Em Guarulhos, o desassoreamento do Tietê também é dificultados pelo crime organizado, que mantém desmanches clandestinos de veículos em comunidades do extremo Leste paulistano. O governo estima que 150 carcaças de carros estão submersas no rio, o que cria uma barreira ao fluxo da água e leva ao acúmulo de ainda mais lixo. Um funcionário relatou que precisou baixar um drone que sobrevoava o Tietê pelo temor dos criminosos de que as imagens revelassem um cativeiro onde estariam sendo mantidos reféns.

— A gente está fazendo grupos de fiscalização, com municípios, o estado e o policiamento — afirma Natália Resende.

O lixo sólido é a ponta do iceberg. Ainda hoje são lançados milhares de litros de esgoto por segundo no Pinheiros — o volume exato não foi informado pela Sabesp. Segundo a empresa, o cenário melhora conforme avança o número de casas ligadas à rede de esgoto.
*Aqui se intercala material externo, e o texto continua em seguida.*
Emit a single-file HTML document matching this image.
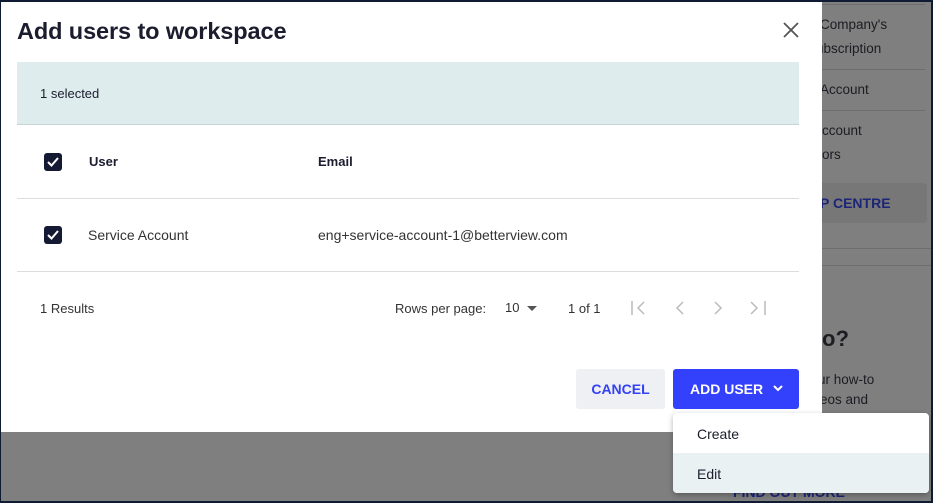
<!DOCTYPE html>
<html><head><style>
*{box-sizing:border-box;margin:0;padding:0}
body{width:933px;height:503px;overflow:hidden;background:#7f7f7f;font-family:"Liberation Sans",sans-serif;position:relative;color:#1b1c2e}
.frame{position:absolute;inset:0;border:2px solid #0f1a33;border-left-width:1px;z-index:10;pointer-events:none}
.bg{position:absolute;color:#1c1c22;font-size:13.5px}
.hl{position:absolute;left:800px;right:8px;height:1px;background:#6d6d6d}
.modal{position:absolute;left:0;top:0;width:822px;height:432px;background:#fff}
h1{position:absolute;left:17px;top:18px;font-size:23.5px;font-weight:bold;color:#1b1c2e;letter-spacing:-0.1px}
.sel{position:absolute;left:17px;top:62px;width:782px;height:63px;background:#deeced;border-bottom:1px solid #c9d3d6;font-size:13px;padding:24px 23px}
.row{position:absolute;left:17px;width:782px;border-bottom:1px solid #ddd;font-size:14px}
.cb{position:absolute;left:27px;width:18px;height:18px;background:#141a33;border-radius:3px}
.cb svg{position:absolute;left:2px;top:3px}
.t{position:absolute;font-size:14px}
.btn{position:absolute;top:369px;height:40px;border-radius:3px;font-weight:bold;font-size:14px;text-align:center;line-height:40px}
</style></head><body>
<div class="hl" style="top:4px"></div>
<div class="bg" style="left:820px;top:17px">Company's</div>
<div class="bg" style="left:816px;top:41px">ubscription</div>
<div class="hl" style="top:69px"></div>
<div class="bg" style="left:820px;top:82px">Account</div>
<div class="hl" style="top:110px"></div>
<div class="bg" style="left:822px;top:123px">ccount</div>
<div class="bg" style="left:822px;top:147px">ors</div>
<div style="position:absolute;left:800px;top:183px;width:127px;height:40px;background:#777;border-radius:4px"></div>
<div class="bg" style="left:820px;top:195px;font-weight:bold;color:#1c2577;font-size:14px">P CENTRE</div>
<div class="hl" style="top:248px;left:800px;right:2px"></div>
<div class="hl" style="top:265px;left:800px;right:2px"></div>
<div class="bg" style="left:822px;top:326px;font-weight:bold;font-size:22px">o?</div>
<div class="bg" style="left:818px;top:372px">ur how-to</div>
<div class="bg" style="left:820px;top:392px">eos and</div>
<div class="bg" style="left:733px;top:484px;font-weight:bold;color:#1c2577;font-size:14px">FIND OUT MORE</div>

<div class="modal">
<h1>Add users to workspace</h1>
<svg style="position:absolute;left:783px;top:22px" width="16" height="16" viewBox="0 0 16 16"><path d="M1 1L15 15M15 1L1 15" stroke="#555" stroke-width="1.8"/></svg>
<div class="sel">1 selected</div>
<div class="row" style="top:125px;height:74px"></div>
<div class="cb" style="left:44px;top:153px"><svg width="14" height="12" viewBox="0 0 14 12"><path d="M2 6l3.5 3.5L12 2" stroke="#fff" stroke-width="2" fill="none"/></svg></div>
<div class="t" style="left:89px;top:154px;font-weight:bold;font-size:13px">User</div>
<div class="t" style="left:318px;top:154px;font-weight:bold;font-size:13px">Email</div>
<div class="row" style="top:199px;height:73px"></div>
<div class="cb" style="left:44px;top:226px"><svg width="14" height="12" viewBox="0 0 14 12"><path d="M2 6l3.5 3.5L12 2" stroke="#fff" stroke-width="2" fill="none"/></svg></div>
<div class="t" style="left:88px;top:227px;color:#333">Service Account</div>
<div class="t" style="left:318px;top:227px;color:#333">eng+service-account-1@betterview.com</div>
<div class="t" style="left:40px;top:301px;font-size:13px;color:#333">1 Results</div>
<div class="t" style="left:395px;top:301px;font-size:13px;color:#333">Rows per page:</div>
<div class="t" style="left:505px;top:300px;font-size:13px;color:#333">10</div>
<svg style="position:absolute;left:527px;top:306px" width="10" height="6"><path d="M0 0h10L5 5z" fill="#555"/></svg>
<div class="t" style="left:568px;top:301px;font-size:13px;color:#333">1 of 1</div>
<svg style="position:absolute;left:630px;top:300px" width="140" height="16" viewBox="0 0 140 16" fill="none" stroke="#bbb" stroke-width="1.5"><path d="M2 1v14M14 2L8 8l6 6M53 2L47 8l6 6M85 2l6 6-6 6M121 2l6 6-6 6M135 1v14"/></svg>
<div class="btn" style="left:576px;width:89px;background:#eef0f3;color:#3440f5">CANCEL</div>
<div class="btn" style="left:673px;width:126px;background:#3340fc;color:#fff;text-align:left;padding-left:17px">ADD USER
<svg style="position:absolute;left:100px;top:16px" width="10" height="7"><path d="M1 1l4 4 4-4" stroke="#fff" stroke-width="2" fill="none"/></svg></div>
</div>
<div style="position:absolute;left:673px;top:413px;width:256px;height:80px;background:#fff;border-radius:4px;box-shadow:0 2px 6px rgba(0,0,0,.3);overflow:hidden">
<div style="height:40px;padding:13px 24px;font-size:14px">Create</div>
<div style="height:40px;padding:13px 24px;font-size:14px;background:#eaf1f3">Edit</div>
</div>
<div class="frame"></div>
</body></html>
Foram conectados 650 mil imóveis na bacia do rio desde 2019, quando o tema da despoluição voltou à pauta com aportes do setor privado.

Moradias precárias às margens e ocupações em áreas de várzea historicamente afetadas por enchentes são outro obstáculo. Nem todos os imóveis estão em locais onde é viável fazer a conexão de esgoto.

A SOS Mata Atlântica relatou em estudo recente que a qualidade da água do Pinheiros é péssima em todos os trechos analisados. Mas as medições da Companhia Ambiental do Estado de São Paulo (Cetesb) indicam que houve melhora.

— O rio melhorou bastante, é verdade. Mas ainda está bem longe do que a gente quer — destaca Veronesi.